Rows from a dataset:
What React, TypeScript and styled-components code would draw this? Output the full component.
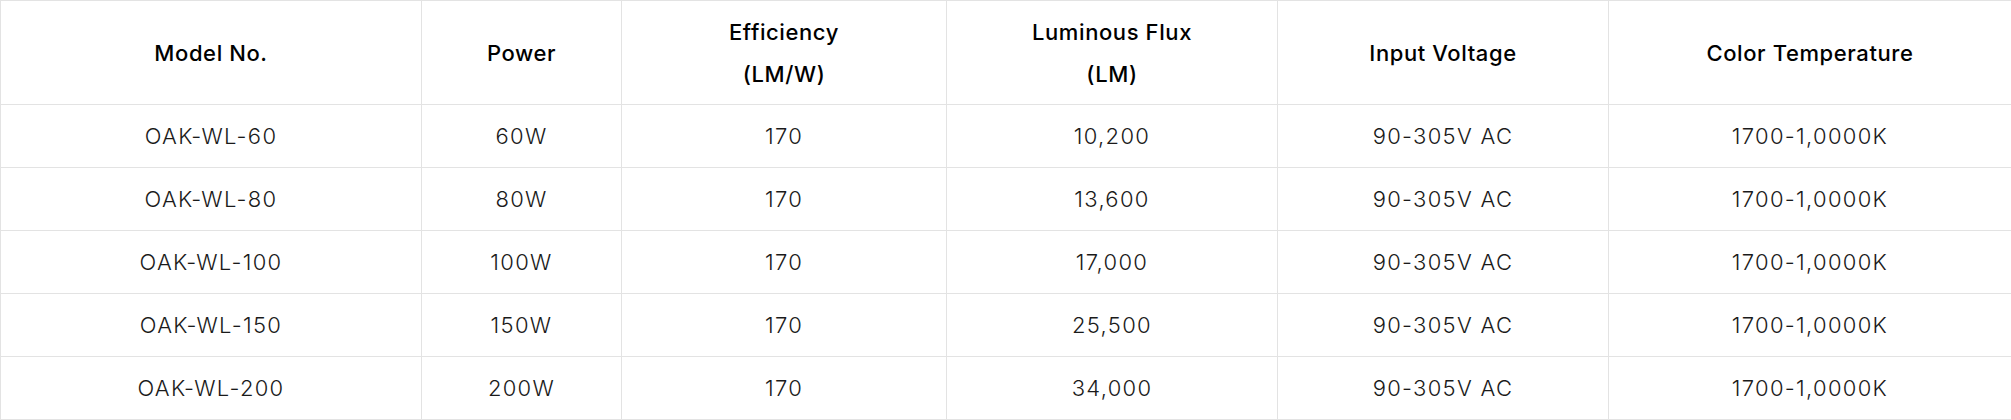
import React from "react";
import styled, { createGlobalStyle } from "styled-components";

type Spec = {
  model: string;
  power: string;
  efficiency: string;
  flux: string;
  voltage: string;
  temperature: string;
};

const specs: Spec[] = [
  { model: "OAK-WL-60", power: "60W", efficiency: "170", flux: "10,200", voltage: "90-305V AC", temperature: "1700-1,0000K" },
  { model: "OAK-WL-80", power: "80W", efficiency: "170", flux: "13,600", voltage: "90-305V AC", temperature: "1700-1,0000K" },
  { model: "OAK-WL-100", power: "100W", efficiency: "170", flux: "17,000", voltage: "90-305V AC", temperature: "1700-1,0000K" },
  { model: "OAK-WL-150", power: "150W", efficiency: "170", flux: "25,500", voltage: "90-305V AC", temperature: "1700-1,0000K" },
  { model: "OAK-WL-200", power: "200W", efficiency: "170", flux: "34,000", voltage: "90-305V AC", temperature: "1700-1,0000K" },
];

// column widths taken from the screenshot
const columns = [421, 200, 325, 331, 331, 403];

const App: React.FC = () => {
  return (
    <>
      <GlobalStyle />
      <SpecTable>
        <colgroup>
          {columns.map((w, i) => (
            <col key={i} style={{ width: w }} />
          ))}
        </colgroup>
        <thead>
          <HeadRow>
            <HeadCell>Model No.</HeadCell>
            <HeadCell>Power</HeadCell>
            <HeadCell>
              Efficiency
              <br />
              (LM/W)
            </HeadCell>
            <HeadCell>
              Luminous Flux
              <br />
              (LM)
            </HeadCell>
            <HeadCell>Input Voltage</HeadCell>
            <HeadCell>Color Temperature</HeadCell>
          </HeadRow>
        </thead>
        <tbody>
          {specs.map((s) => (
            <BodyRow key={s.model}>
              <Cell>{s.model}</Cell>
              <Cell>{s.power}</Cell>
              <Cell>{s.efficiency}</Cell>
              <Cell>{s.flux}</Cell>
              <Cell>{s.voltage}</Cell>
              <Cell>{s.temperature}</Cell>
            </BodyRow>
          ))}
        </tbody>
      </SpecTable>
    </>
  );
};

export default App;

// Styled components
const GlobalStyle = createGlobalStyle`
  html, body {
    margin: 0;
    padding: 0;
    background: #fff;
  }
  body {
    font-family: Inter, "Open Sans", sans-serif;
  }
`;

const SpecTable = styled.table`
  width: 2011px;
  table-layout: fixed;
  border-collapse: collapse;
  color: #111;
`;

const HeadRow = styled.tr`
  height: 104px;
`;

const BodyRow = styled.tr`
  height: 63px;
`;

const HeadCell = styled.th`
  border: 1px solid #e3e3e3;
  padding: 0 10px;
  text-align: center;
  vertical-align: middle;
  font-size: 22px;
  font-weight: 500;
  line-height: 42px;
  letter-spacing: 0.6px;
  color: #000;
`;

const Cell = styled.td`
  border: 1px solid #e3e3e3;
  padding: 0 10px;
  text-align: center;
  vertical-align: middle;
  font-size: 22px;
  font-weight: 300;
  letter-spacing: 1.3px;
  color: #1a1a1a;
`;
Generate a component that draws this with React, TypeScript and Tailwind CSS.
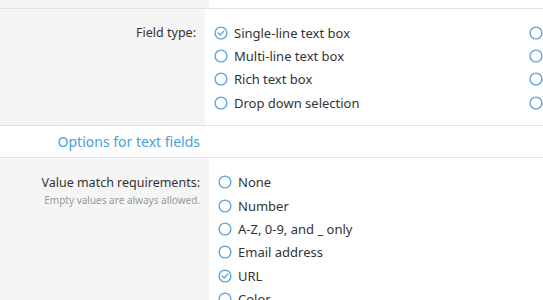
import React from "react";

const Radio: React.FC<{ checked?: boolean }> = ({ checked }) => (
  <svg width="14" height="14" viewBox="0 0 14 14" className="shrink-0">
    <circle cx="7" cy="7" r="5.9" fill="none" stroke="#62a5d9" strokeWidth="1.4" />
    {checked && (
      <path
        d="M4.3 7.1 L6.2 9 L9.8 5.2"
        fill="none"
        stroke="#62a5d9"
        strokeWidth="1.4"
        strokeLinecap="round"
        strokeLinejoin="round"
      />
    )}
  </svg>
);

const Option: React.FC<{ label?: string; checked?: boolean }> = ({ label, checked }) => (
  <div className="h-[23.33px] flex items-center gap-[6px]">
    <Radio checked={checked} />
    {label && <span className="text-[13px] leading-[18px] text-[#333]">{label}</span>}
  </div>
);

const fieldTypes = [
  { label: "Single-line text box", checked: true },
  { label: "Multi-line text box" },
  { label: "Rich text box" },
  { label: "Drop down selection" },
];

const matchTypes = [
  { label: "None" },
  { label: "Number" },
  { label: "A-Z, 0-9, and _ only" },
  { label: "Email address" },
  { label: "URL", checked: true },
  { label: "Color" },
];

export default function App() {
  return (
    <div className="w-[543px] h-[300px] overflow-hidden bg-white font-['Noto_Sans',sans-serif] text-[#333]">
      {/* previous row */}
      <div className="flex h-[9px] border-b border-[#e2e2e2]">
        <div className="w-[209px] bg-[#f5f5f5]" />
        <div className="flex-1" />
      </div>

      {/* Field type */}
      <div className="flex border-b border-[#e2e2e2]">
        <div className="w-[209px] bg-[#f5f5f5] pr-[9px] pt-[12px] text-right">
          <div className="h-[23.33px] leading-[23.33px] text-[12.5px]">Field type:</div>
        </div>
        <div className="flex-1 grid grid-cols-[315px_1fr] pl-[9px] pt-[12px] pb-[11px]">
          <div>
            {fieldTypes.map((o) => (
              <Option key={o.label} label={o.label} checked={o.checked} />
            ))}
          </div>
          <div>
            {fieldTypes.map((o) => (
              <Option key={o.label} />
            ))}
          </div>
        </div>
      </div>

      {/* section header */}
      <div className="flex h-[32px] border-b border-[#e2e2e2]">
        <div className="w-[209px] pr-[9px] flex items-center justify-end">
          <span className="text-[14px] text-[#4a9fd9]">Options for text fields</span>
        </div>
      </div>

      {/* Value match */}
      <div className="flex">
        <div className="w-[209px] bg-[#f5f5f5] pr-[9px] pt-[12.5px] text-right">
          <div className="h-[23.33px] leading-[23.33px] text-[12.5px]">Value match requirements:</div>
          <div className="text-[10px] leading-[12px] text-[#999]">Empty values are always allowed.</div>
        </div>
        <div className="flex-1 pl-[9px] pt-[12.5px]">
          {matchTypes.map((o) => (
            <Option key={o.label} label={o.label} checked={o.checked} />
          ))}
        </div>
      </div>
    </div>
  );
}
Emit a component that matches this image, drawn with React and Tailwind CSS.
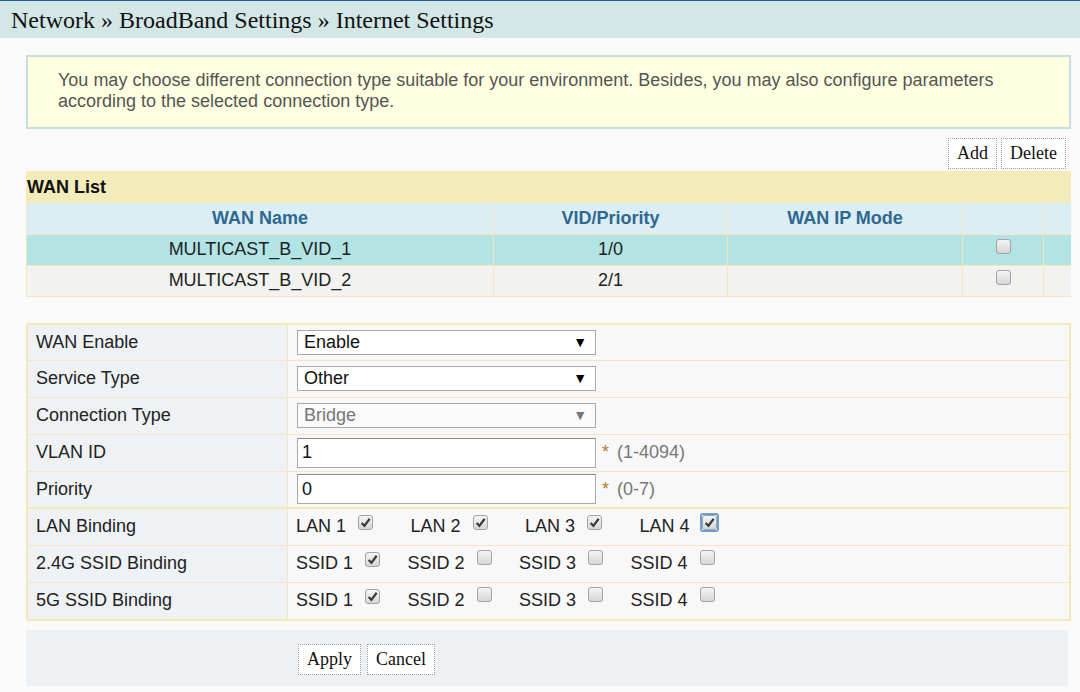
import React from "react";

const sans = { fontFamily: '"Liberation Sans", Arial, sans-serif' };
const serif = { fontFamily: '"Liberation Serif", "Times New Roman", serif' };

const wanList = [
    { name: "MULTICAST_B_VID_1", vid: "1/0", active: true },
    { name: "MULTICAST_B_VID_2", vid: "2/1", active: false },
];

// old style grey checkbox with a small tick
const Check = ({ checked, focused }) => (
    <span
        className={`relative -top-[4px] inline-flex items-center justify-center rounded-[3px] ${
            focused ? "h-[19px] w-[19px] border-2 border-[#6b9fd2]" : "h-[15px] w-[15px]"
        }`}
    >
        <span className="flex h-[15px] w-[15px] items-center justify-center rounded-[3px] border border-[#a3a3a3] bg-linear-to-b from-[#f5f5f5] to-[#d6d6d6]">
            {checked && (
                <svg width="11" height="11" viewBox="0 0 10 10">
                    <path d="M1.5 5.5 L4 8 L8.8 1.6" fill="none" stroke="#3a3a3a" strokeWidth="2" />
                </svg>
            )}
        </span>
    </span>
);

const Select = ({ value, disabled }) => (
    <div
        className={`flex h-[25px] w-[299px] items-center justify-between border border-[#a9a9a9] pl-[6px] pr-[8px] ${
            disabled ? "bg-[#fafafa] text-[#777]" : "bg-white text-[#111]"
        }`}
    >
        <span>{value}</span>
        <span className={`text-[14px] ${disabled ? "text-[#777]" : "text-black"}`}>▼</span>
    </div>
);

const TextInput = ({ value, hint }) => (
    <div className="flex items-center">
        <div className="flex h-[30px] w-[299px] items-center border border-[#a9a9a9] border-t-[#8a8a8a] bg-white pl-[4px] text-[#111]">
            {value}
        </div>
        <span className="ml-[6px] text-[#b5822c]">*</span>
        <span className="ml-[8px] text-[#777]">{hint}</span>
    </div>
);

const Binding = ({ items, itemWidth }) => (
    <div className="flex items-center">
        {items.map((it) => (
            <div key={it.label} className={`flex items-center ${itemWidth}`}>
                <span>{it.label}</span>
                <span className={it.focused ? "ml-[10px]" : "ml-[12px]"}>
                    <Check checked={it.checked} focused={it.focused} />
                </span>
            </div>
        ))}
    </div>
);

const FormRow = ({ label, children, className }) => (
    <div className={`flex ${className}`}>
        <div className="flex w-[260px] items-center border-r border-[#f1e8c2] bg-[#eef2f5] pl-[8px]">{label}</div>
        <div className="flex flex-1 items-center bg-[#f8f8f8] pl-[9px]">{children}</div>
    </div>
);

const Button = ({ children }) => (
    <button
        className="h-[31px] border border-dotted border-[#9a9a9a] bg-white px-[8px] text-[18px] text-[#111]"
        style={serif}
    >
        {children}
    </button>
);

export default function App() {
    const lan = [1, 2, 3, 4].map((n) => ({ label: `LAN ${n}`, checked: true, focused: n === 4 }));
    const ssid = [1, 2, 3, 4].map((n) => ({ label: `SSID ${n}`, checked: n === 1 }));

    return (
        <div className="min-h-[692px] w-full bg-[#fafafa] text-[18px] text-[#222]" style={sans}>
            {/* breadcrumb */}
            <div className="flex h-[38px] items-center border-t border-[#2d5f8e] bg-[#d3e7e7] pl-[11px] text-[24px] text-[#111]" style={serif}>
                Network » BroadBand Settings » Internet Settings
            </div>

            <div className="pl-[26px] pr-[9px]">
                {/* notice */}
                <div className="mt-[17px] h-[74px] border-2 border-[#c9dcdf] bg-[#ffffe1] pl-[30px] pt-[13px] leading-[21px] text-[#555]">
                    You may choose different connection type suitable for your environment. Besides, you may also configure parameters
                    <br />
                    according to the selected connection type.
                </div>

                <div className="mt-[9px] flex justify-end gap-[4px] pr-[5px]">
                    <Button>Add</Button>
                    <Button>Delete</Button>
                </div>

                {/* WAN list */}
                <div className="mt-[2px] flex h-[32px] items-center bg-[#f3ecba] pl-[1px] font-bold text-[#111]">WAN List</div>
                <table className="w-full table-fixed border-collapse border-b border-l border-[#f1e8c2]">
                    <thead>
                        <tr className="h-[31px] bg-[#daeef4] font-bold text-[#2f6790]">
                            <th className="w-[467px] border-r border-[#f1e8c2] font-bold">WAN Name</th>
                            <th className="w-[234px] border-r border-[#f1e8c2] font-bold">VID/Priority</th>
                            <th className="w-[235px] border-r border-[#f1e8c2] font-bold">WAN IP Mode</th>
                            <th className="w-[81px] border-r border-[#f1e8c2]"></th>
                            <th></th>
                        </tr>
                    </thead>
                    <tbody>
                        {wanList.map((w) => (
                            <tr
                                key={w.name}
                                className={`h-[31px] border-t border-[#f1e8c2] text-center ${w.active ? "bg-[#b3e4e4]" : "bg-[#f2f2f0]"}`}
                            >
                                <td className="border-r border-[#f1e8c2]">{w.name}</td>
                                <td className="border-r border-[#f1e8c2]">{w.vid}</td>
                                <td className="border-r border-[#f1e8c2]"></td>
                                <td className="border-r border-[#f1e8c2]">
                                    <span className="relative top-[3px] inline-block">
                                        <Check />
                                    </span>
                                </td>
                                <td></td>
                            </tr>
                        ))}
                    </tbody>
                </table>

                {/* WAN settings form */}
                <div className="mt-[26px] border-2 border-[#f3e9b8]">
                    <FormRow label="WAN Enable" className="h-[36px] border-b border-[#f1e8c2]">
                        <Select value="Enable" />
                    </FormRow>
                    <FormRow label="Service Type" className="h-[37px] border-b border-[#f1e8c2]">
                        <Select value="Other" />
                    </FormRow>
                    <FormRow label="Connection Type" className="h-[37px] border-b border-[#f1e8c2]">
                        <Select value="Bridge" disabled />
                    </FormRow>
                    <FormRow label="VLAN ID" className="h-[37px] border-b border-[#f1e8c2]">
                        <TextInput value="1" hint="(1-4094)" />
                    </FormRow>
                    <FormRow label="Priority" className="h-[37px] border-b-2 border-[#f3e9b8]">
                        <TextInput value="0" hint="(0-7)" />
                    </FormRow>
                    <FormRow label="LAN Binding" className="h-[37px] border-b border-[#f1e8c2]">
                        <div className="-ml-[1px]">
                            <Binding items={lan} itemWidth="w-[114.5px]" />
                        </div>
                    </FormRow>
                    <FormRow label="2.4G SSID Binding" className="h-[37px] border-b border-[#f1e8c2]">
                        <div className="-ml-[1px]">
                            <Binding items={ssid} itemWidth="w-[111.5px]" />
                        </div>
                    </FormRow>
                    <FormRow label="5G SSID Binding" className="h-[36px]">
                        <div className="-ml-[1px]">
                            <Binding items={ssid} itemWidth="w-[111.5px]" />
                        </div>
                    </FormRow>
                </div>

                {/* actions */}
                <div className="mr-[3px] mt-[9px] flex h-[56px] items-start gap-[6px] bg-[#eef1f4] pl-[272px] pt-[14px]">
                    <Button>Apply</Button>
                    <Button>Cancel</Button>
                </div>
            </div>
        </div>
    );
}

WHAT YOU WILL DO: Omitting all pictures, restate exactly the lines of the material from its start through the line that contains "const columns = [421, 200, 325, 331, 331, 403];".

COMPLETED TASK:
What React, TypeScript and styled-components code would draw this? Output the full component.
import React from "react";
import styled, { createGlobalStyle } from "styled-components";

type Spec = {
  model: string;
  power: string;
  efficiency: string;
  flux: string;
  voltage: string;
  temperature: string;
};

const specs: Spec[] = [
  { model: "OAK-WL-60", power: "60W", efficiency: "170", flux: "10,200", voltage: "90-305V AC", temperature: "1700-1,0000K" },
  { model: "OAK-WL-80", power: "80W", efficiency: "170", flux: "13,600", voltage: "90-305V AC", temperature: "1700-1,0000K" },
  { model: "OAK-WL-100", power: "100W", efficiency: "170", flux: "17,000", voltage: "90-305V AC", temperature: "1700-1,0000K" },
  { model: "OAK-WL-150", power: "150W", efficiency: "170", flux: "25,500", voltage: "90-305V AC", temperature: "1700-1,0000K" },
  { model: "OAK-WL-200", power: "200W", efficiency: "170", flux: "34,000", voltage: "90-305V AC", temperature: "1700-1,0000K" },
];

// column widths taken from the screenshot
const columns = [421, 200, 325, 331, 331, 403];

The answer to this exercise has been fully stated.